(Dataset content)
[BEGIN]
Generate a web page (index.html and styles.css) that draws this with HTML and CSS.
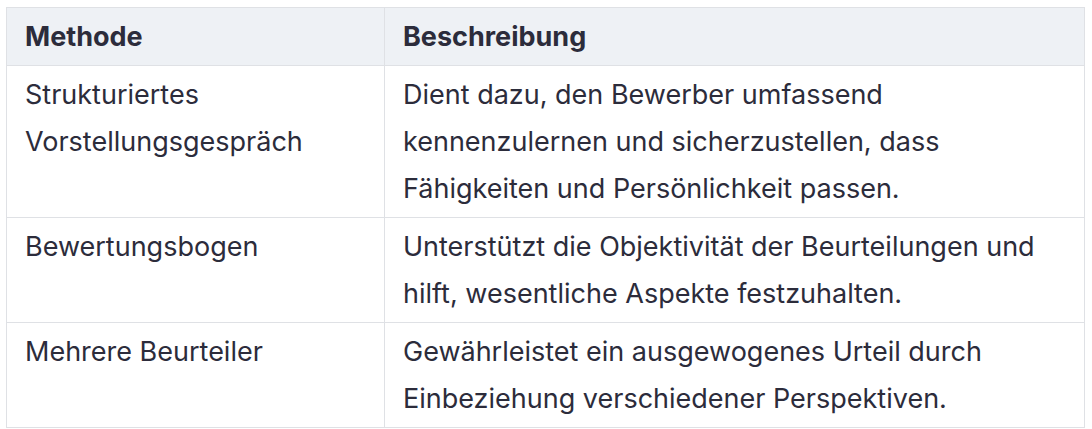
FILE: index.html
```html
<!DOCTYPE html>
<html lang="de">
<head>
<meta charset="utf-8">
<link rel="stylesheet" href="styles.css">
</head>
<body>
<div class="wrap">
<table class="tbl">
<thead>
<tr><th class="c1">Methode</th><th>Beschreibung</th></tr>
</thead>
<tbody>
<tr><td class="c1">Strukturiertes Vorstellungsgespräch</td><td>Dient dazu, den Bewerber umfassend kennenzulernen und sicherzustellen, dass Fähigkeiten und Persönlichkeit passen.</td></tr>
<tr><td class="c1">Bewertungsbogen</td><td>Unterstützt die Objektivität der Beurteilungen und hilft, wesentliche Aspekte festzuhalten.</td></tr>
<tr><td class="c1">Mehrere Beurteiler</td><td>Gewährleistet ein ausgewogenes Urteil durch Einbeziehung verschiedener Perspektiven.</td></tr>
</tbody>
</table>
</div>
</body>
</html>
```
FILE: styles.css
```css
html, body { margin: 0; padding: 0; background: #fff; }
.wrap { padding: 7px 7px 0 6px; }
.tbl {
  width: 1079px;
  border-collapse: collapse;
  font-family: Inter, "Noto Sans", sans-serif;
  font-size: 27px;
  line-height: 47px;
  color: #2c2c3b;
}
.tbl th, .tbl td {
  border: 1px solid #dfe1e5;
  padding: 5px 18px 5px 18px;
  text-align: left;
  vertical-align: top;
}
.tbl th { background: #eef1f5; font-weight: 700; }
.tbl .c1 { width: 341px; }
```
[END]
(Work to complete)
Restate the whole listing above exactly, please, omitting every image.

(Answer to the problem)
Generate a web page (index.html and styles.css) that draws this with HTML and CSS.
FILE: index.html
```html
<!DOCTYPE html>
<html lang="de">
<head>
<meta charset="utf-8">
<link rel="stylesheet" href="styles.css">
</head>
<body>
<div class="wrap">
<table class="tbl">
<thead>
<tr><th class="c1">Methode</th><th>Beschreibung</th></tr>
</thead>
<tbody>
<tr><td class="c1">Strukturiertes Vorstellungsgespräch</td><td>Dient dazu, den Bewerber umfassend kennenzulernen und sicherzustellen, dass Fähigkeiten und Persönlichkeit passen.</td></tr>
<tr><td class="c1">Bewertungsbogen</td><td>Unterstützt die Objektivität der Beurteilungen und hilft, wesentliche Aspekte festzuhalten.</td></tr>
<tr><td class="c1">Mehrere Beurteiler</td><td>Gewährleistet ein ausgewogenes Urteil durch Einbeziehung verschiedener Perspektiven.</td></tr>
</tbody>
</table>
</div>
</body>
</html>
```
FILE: styles.css
```css
html, body { margin: 0; padding: 0; background: #fff; }
.wrap { padding: 7px 7px 0 6px; }
.tbl {
  width: 1079px;
  border-collapse: collapse;
  font-family: Inter, "Noto Sans", sans-serif;
  font-size: 27px;
  line-height: 47px;
  color: #2c2c3b;
}
.tbl th, .tbl td {
  border: 1px solid #dfe1e5;
  padding: 5px 18px 5px 18px;
  text-align: left;
  vertical-align: top;
}
.tbl th { background: #eef1f5; font-weight: 700; }
.tbl .c1 { width: 341px; }
```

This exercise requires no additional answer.